A tad long, a bit slow to congeal and perhaps not as clever as it once seemed (but tell me: what is?), it is nonetheless a dizzying achievement and a fortuitous moment for the Alliance, which finds itself a theater-in-exile during the yearlong renovation of its Peachtree Street playhouse.

Here, in the stylishly crafted film roles created by Joseph Fiennes (Will), Gwyneth Paltrow (Will’s muse, Viola) and Judi Dench (who else but Queen Elizabeth I?), we meet Thomas Azar, Bethany Anne Lind and Tinashe Kajese-Bolden.
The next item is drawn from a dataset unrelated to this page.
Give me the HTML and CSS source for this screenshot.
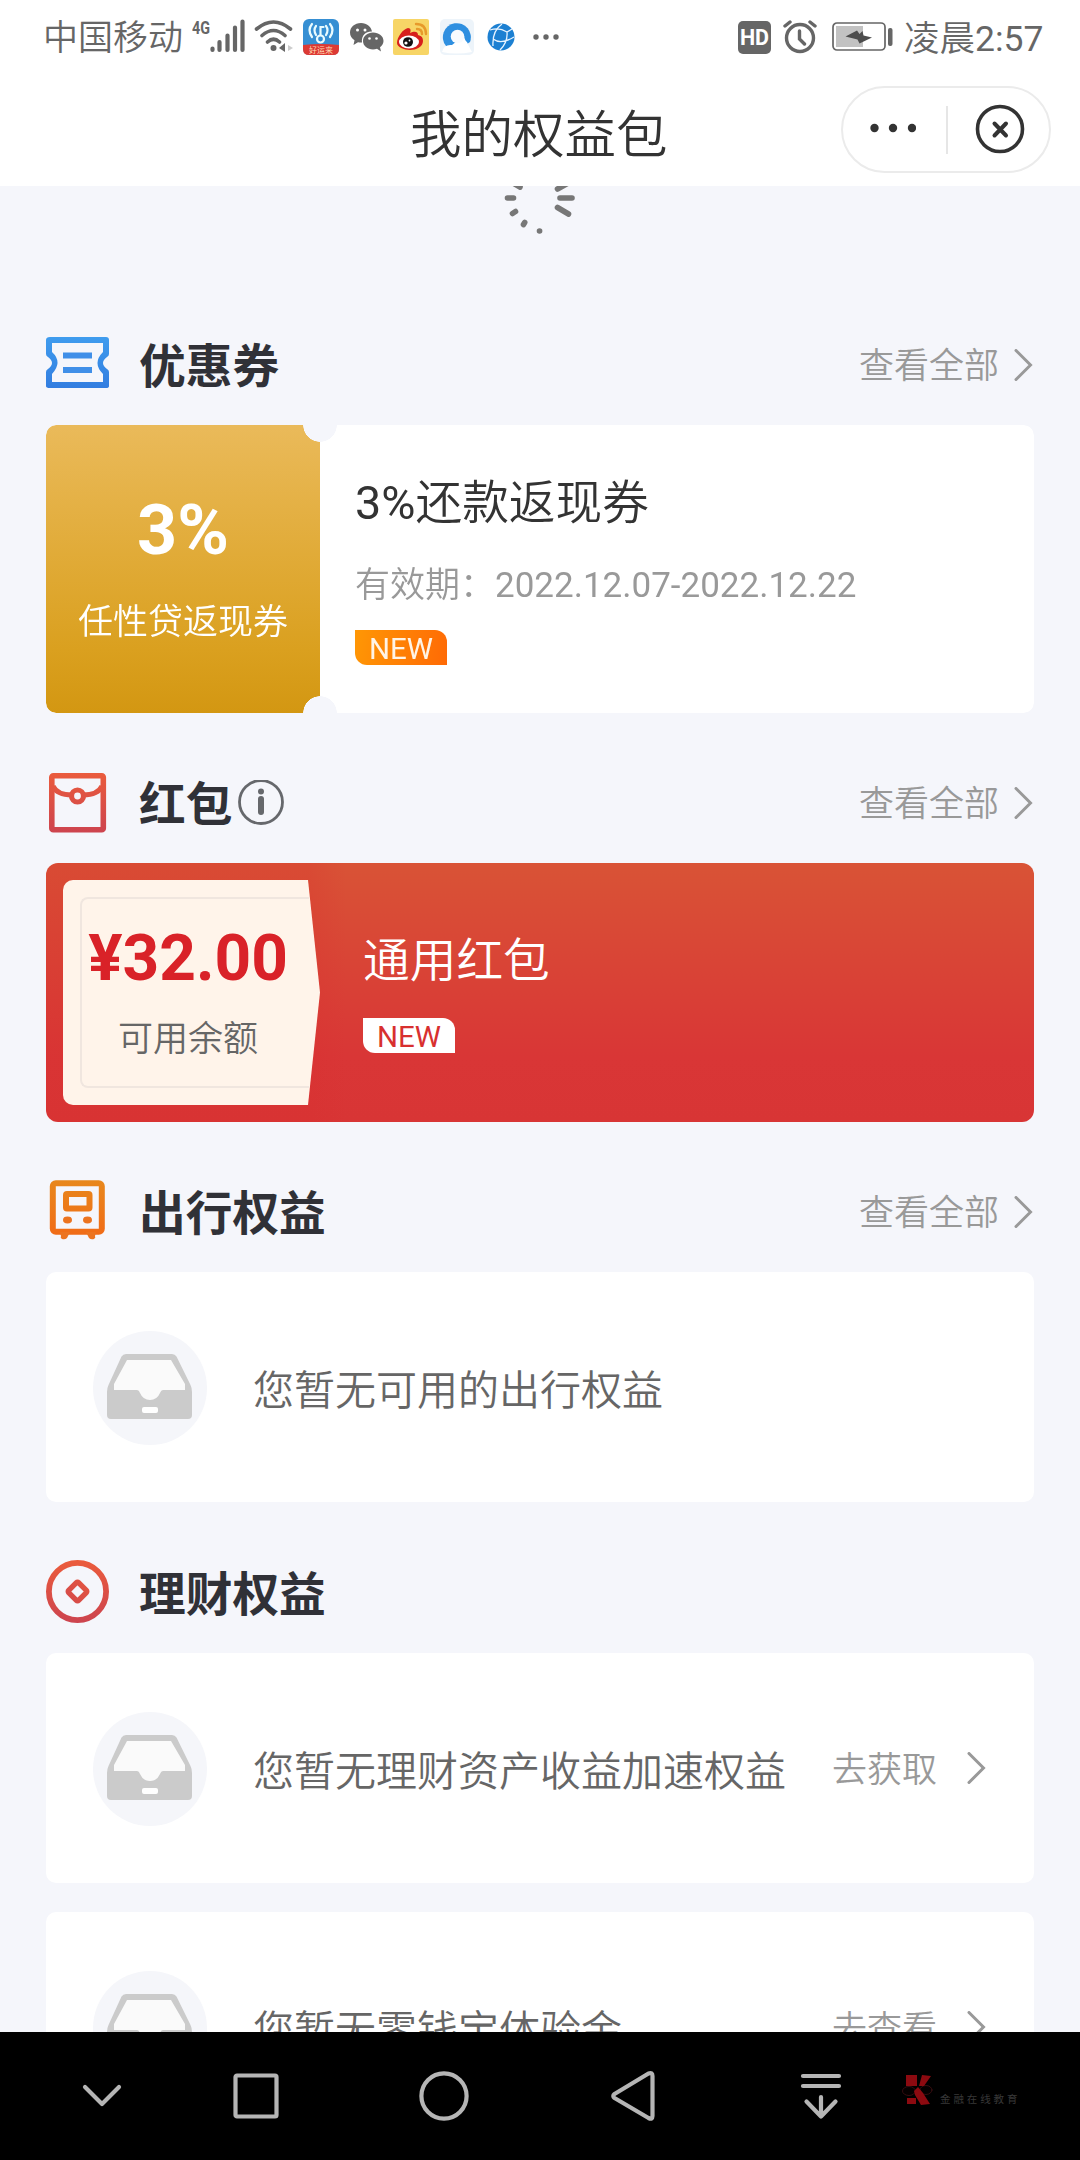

Oh, yes, and Thomas Neal Antwon Ghant (Christopher Marlowe), Tess Malis Kincaid (Viola’s Nurse), Joe Knezevich (Wessex), Chris Kayser (Fennyman), Jeremy Aggers (Wabash) and Travis Smith (in a variety of roles), actors who, if you are just tuning in to Atlanta theater, aren’t exactly slouches.

Azar and Lind are lovely as Will and Viola.

In one of the smallest speaking roles, Aggers, as the stagestruck stutterer Wabash, gives perhaps the night’s most moving performance.

And just so you are in on the little collegiate joke, the program says Henslowe (the owner of The Rose and Shakespeare’s producer) is played by one Armitage Shanks. Turns out, it’s Garner, who proves himself to be a game and nimble comedian, as well as an expert director.

Henslowe insists that every show’s gotta have a dog, because the queen is a pooch lover. (Thus we have Spot, adorably played by bichon frise Norman.)

Not to be overlooked, Angela Balogh Calin’s ravishing sets and costumes are elegantly designed and realized. Ken Yunker’s lighting flatters everything it falls upon. And McCree O’Kelley’s choreography is all of a piece with the faux-period dance ditties.

Like the plays of the Bard, “Shakespeare in Love” revels in mistaken identities, foppish characters, Byzantine storytelling and political commentary. Viola, whose desire to tread the boards is such that she is willing to impersonate a man and break the law, is a feminist icon. As is Elizabeth, who knows very well what it’s like to work in a man’s profession.

Kajese-Bolden manages to summon the smirking vulgarity of the queen. An amusing take, and I admire it. But something of the brittle majesty of this icon is lost. She must bark, and she must bite. But must she be such a caricature?

In the end, the symmetry of having Garner direct at his old home theater is newsworthy and kind of bittersweet. Nicely played, Alliance.

But the reason to see this show is manifest in the play, which is the thing after all. By dint of its authors’ imaginations, “Shakespeare in Love” humanizes a historical figure whose biography is nothing if not murky.

So why not invent the man we’d like him to be? That he’s played by a handsome, comically dexterous actor, and falls for a woman who has something to say about love and justice, just makes him all the more appealing.

THEATER REVIEW

“Shakespeare in Love”

Grade: B+

Through Sept. 24. 7:30 p.m. Tuesdays-Thursdays; 8 p.m. Fridays-Saturdays; 2:30 p.m. Saturdays-Sundays; 7:30 p.m. Sundays. No 7:30 p.m. performance Sept. 24. Tickets start at $20. Produced by the Alliance Theatre at Oglethorpe University's Performing Arts Center, 4484 Peachtree Road NE, Atlanta. 404-733-5000, alliancetheater.org.

Bottom line: Puts the sex in Shakespeare.